Les prochains jours seront faits de 3 plongées par jour où s’alterneront les plongées le long des tombants de Limasawa et de Napantao et les plongées muck l’après-midi et la nuit. J’ai particulièrement aimé les beaux tombants de Napantao où se mêlent les gorgones et les comatules aux teintes beiges et noires, des bancs de carangues passent le long du récif pour redescendre dans le bleu. Le haut du récif était aussi bien poissonneux et offre de belles scènes sous marines.
“Little Lembeh” aux Philippines
Intrigués par le nom d’un site de plongée, «Little Lembeh», en référence au site de plongée muck très connu du détroit de Lembeh en Indonésie, nous repartons dans le micro bus pour découvrir ce site qui est à 30 minutes par la route. Elle commence par 15 bonnes minutes de palmage sur un fond de sable très brun. Le doute alors nous gagne, il n’y a rien à voir, tout juste un crabe porcelaine et des crevettes symbiotiques logés dans une anémone. Mon regard et celui de mon buddy se croisent, perplexes. Simultanément, nos épaules se haussent et nos bras s’agitent. Bizarrement, le guide persiste et palme toujours. Et là les habitats d’hydrozoaires, comatules et des pennatules se multiplient, et c’est à nouveau un festival de créatures : juvénile d’antennaire, des nudibranches (flabellines, ceratosoma , chromodoris, …), une crevette popcorn «Hamopontonia corallicola», de belles crevettes periclimenes venustus , brevicarpalis et magnificus , encore une crevette Donalduck et une crevette tigre, des poissons fantômes robustes et un hippocampe jaune pour finir. La plongée n’aura duré que 98 minutes…
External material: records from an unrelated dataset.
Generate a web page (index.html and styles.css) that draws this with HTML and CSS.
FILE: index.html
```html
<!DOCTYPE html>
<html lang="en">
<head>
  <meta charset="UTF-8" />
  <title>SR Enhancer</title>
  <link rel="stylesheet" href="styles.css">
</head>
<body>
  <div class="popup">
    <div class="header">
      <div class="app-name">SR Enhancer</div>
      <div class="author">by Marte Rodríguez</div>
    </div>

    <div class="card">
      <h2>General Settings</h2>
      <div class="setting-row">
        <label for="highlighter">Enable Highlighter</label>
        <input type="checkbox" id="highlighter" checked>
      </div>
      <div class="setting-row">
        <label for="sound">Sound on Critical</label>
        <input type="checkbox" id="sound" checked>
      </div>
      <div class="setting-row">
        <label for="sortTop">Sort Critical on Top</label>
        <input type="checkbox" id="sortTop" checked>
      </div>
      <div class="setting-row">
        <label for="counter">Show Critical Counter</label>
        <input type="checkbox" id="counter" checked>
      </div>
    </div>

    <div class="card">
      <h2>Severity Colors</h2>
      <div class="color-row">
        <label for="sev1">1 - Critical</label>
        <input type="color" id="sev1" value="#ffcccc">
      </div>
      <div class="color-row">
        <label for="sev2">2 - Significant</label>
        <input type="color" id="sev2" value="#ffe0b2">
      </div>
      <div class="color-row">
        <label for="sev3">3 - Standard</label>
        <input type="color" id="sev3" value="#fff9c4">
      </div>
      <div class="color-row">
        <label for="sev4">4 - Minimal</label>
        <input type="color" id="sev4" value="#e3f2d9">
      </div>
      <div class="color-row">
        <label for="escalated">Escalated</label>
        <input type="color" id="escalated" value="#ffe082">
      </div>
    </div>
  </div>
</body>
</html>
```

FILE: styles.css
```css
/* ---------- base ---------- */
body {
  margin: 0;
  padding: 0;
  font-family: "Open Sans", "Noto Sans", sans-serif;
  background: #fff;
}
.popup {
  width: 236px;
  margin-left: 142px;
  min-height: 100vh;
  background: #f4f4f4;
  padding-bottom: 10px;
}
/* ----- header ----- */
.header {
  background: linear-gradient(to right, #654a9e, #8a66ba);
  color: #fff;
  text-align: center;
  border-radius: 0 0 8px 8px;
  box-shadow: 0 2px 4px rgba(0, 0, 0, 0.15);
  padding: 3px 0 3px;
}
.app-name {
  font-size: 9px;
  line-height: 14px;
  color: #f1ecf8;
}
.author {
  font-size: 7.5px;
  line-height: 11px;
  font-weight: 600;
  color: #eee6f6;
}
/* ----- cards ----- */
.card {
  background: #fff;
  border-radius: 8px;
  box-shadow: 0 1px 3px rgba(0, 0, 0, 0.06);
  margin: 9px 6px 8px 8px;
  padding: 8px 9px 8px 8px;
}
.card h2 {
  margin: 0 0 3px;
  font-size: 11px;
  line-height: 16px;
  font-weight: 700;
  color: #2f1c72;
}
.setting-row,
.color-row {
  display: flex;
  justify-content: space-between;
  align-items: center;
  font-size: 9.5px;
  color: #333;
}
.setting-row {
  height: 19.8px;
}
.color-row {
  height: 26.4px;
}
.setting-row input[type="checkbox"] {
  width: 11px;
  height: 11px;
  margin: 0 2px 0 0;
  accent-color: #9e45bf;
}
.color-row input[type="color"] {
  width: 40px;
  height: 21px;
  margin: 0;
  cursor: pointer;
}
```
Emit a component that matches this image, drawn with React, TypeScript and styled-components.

Cette plongée est très facile puisque peu profonde et particulièrement aisée pour les photographes, on pivote sur les palmes et on a tout le temps d’appréhender la créature et ses mouvements.
Plongée avec un requin baleine
Sogod bay se voit béni entre février et avril par la migration de requins baleines. Aucune garantie n’est donnée alors pour nager auprès de ces mastodontes des mers. Ici, ils ne sont pas nourris. Mais vous pouvez être sûr, que si vous les croisez, vous ne serez seulement que quelques personnes dans l’eau en bénéficiant d’une bonne visibilité. Et avec un peu de chance, vous les rencontrerez peut-être au détour d’une plongée. Nos plus belles plongées ne sont-elles pas celles où il y a une surprise ?
Conserver le corail en danger
Dans leur quête pour survivre et la méconnaissance des effets dévastateurs à long terme sur leurs ressources marines, les philippins ont dynamité beaucoup de récifs pour pêcher les poissons morts, flottant à la surface. Certaines années, le corail subit ici le réchauffement de l’eau et la prolifération de la corallivore étoile de mer « Acanthaster planci». La plupart des sites de plongée autour de Sogod bay sont des «Marine Protected Area» pour lesquelles les plongeurs paient une redevance. Il est interdit de pêcher dans ces zones et c’est un refuge pour de nombreuses espèces. La conservation des récifs coralliens est certes une question complexe qui ne passionne pas le monde politique. Mais le centre de plongée s’engage au jour le jour pour sa conservation, par le bouturage de corail ou des opérations pour freiner la dévoreuse étoile de mer.
3 commentaires
Salut Claire, C’est toujours bien de savoir ce qui se passe ailleurs et commet sont les avis et les ressentis. Super description et long compte rendu, et encore un bon plan à ajouter à la liste … !
Merci Claire pour ce retour détaillé!!!
Merci Claire pour ce formidable reportage.